Antonio Gallardo wrote:

>On Vie, 3 de Diciembre de 2004, 15:35, Tony Collen dijo:
>  
>
>>Stefano Mazzocchi wrote:
>>
>>    
>>
>>>All I ask from a template language:
>>>
>>> 1) something that HTML designers can edit with Dreamweaver
>>> 2) something that doesn't use namespaced tags to identify dynamic
>>>scopes (clashes with #1)
>>> 3) something that doesn't use the name taglib
>>>
>>>That's pretty much all you have to do to make me happy.
>>>
>>>      
>>>
>>I believe I was responsible for originally "starting" the discussion
>>about fixing JXTG 2, so I feel like I should probably respond.
>>
>>JXTG works just fine.  I just didn't want to be freaked out looking at
>>the source.  At a minimum, having JXTG refactored, keeping the exact
>>same functionality, and my mind would be put at ease.
>>    
>>
>
>I can try to break the original JXTG in more classes. I mean in separated
>files.
>  
>
That might help in the short term. But there's something special that 
happens in Cocoon - it has happened with flow, then CForms, but hasn't 
happened with JXTemplate.
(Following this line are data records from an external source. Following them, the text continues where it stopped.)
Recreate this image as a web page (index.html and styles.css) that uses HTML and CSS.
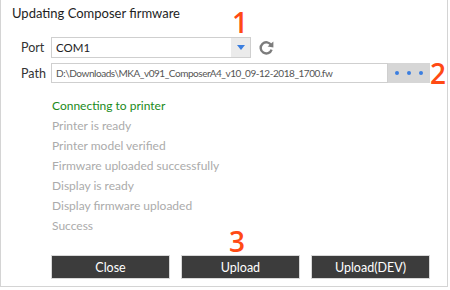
FILE: index.html
```html
<!DOCTYPE html>
<html lang="en">
<head>
    <meta charset="UTF-8">
    <title>Updating Composer firmware</title>
    <link rel="stylesheet" href="styles.css">
</head>
<body>
    <div class="window">
        <div class="title">Updating Composer firmware</div>

        <div class="row port-row">
            <label class="field-label">Port</label>
            <div class="select">
                <span class="select-value">COM1</span>
                <span class="select-arrow"><span class="triangle"></span></span>
            </div>
            <svg class="refresh" width="17" height="17" viewBox="0 0 17 17">
                <path d="M13.2 6.2 A5.6 5.6 0 1 0 13.6 10.6" fill="none" stroke="#7c7c7c" stroke-width="2.4"/>
                <polygon points="15.4,2.4 15.4,8.4 9.6,7.6" fill="#7c7c7c"/>
            </svg>
            <span class="marker marker-1">1</span>
        </div>

        <div class="row path-row">
            <label class="field-label">Path</label>
            <div class="path-input">D:\Downloads\MKA_v091_ComposerA4_v10_09-12-2018_1700.fw</div>
            <div class="browse"><span></span><span></span><span></span></div>
            <span class="marker marker-2">2</span>
        </div>

        <ul class="steps">
            <li class="active">Connecting to printer</li>
            <li>Printer is ready</li>
            <li>Printer model verified</li>
            <li>Firmware uploaded successfully</li>
            <li>Display is ready</li>
            <li>Display firmware uploaded</li>
            <li>Success</li>
        </ul>

        <div class="buttons">
            <button>Close</button>
            <button>Upload</button>
            <button>Upload(DEV)</button>
            <span class="marker marker-3">3</span>
        </div>
    </div>
</body>
</html>
```

FILE: styles.css
```css
body {
    margin: 0;
    background: #fff;
    font-family: Lato, 'Noto Sans', sans-serif;
    color: #222;
}
.window {
    position: relative;
    width: 446px;
    height: 286px;
    border: 1px solid #d4d4d4;
    border-top: none;
    background: #fff;
}
.title {
    padding: 4px 0 0 11px;
    font-size: 13px;
    line-height: 18px;
    color: #1e1e1e;
}
.row {
    position: relative;
    display: flex;
    align-items: center;
    padding-left: 20px;
}
.port-row {
    margin-top: 15px;
    height: 21px;
}
.path-row {
    margin-top: 5px;
    height: 20px;
}
.field-label {
    width: 30px;
    font-size: 12.5px;
    color: #333;
}
.select {
    display: flex;
    width: 198px;
    height: 19px;
    border: 1px solid #cfcfcf;
}
.select-value {
    flex: 1;
    padding-left: 4px;
    font-size: 11.5px;
    line-height: 19px;
    color: #222;
}
.select-arrow {
    display: flex;
    align-items: center;
    justify-content: center;
    width: 19px;
    background: #ebebeb;
}
.triangle {
    width: 0;
    height: 0;
    border-left: 4px solid transparent;
    border-right: 4px solid transparent;
    border-top: 5px solid #3a7ee0;
}
.refresh {
    margin-left: 7px;
}
.path-input {
    width: 331px;
    height: 18px;
    border: 1px solid #cfcfcf;
    padding-left: 4px;
    font-size: 10px;
    letter-spacing: -0.45px;
    line-height: 18px;
    color: #555;
    white-space: nowrap;
    overflow: hidden;
}
.browse {
    display: flex;
    align-items: center;
    justify-content: center;
    gap: 8px;
    width: 42px;
    height: 20px;
    background: #d6d6d6;
}
.browse span {
    width: 4px;
    height: 4px;
    border-radius: 50%;
    background: #3a7ee0;
}
.steps {
    list-style: none;
    margin: 13px 0 0 51px;
    padding: 0;
    font-size: 12px;
    line-height: 20px;
    color: #ababab;
}
.steps .active {
    color: #1a8a1a;
}
.buttons {
    position: relative;
    display: flex;
    gap: 11px;
    margin: 19px 0 0 50px;
}
button {
    width: 119px;
    height: 24px;
    border: 1px solid #d8d8d8;
    background: #3c3c3c;
    color: #fff;
    font-family: Lato, 'Noto Sans', sans-serif;
    font-size: 12.5px;
    padding: 0;
}
.marker {
    position: absolute;
    color: #ff4a14;
    font-family: 'Open Sans', sans-serif;
    font-weight: 600;
    font-size: 28px;
    line-height: 28px;
}
.marker-1 {
    left: 231px;
    top: -29px;
}
.marker-2 {
    left: 429px;
    top: -4px;
}
.marker-3 {
    left: 178px;
    top: -28px;
}
```
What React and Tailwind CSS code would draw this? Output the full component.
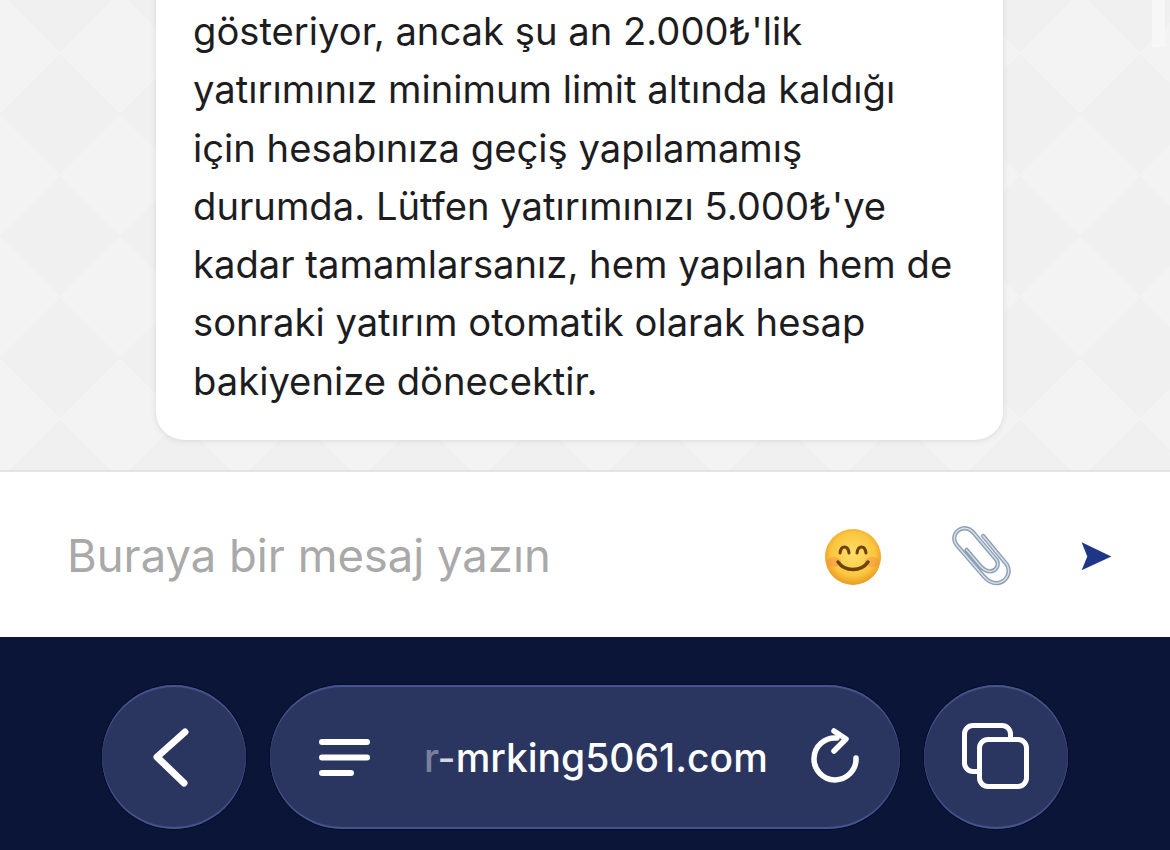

When everyone rounds on a technology, and 
thoroughly backs it. And that has still to happen in relation to 
templating. (or maybe it is already happenning, who knows).

Regards, Upayavira


Re: [RT] do me a favor, don't call them taglibs

Posted by Antonio Gallardo <ag...@agssa.net>.
On Vie, 3 de Diciembre de 2004, 15:35, Tony Collen dijo:
> Stefano Mazzocchi wrote:
>
>> All I ask from a template language:
>>
>>  1) something that HTML designers can edit with Dreamweaver
>>  2) something that doesn't use namespaced tags to identify dynamic
>> scopes (clashes with #1)
>>  3) something that doesn't use the name taglib
>>
>> That's pretty much all you have to do to make me happy.
>>
>
> I believe I was responsible for originally "starting" the discussion
> about fixing JXTG 2, so I feel like I should probably respond.
>
> JXTG works just fine.  I just didn't want to be freaked out looking at
> the source.  At a minimum, having JXTG refactored, keeping the exact
> same functionality, and my mind would be put at ease.

I can try to break the original JXTG in more classes. I mean in separated
files.

WDYT?

Best Regards,

Antonio Gallardo.


Re: [RT] do me a favor, don't call them taglibs

Posted by Tony Collen <co...@umn.edu>.
Stefano Mazzocchi wrote:

> All I ask from a template language:
> 
>  1) something that HTML designers can edit with Dreamweaver
>  2) something that doesn't use namespaced tags to identify dynamic 
> scopes (clashes with #1)
>  3) something that doesn't use the name taglib
> 
> That's pretty much all you have to do to make me happy.
> 

I believe I was responsible for originally "starting" the discussion
about fixing JXTG 2, so I feel like I should probably respond.

JXTG works just fine.  I just didn't want to be freaked out looking at
the source.  At a minimum, having JXTG refactored, keeping the exact
same functionality, and my mind would be put at ease.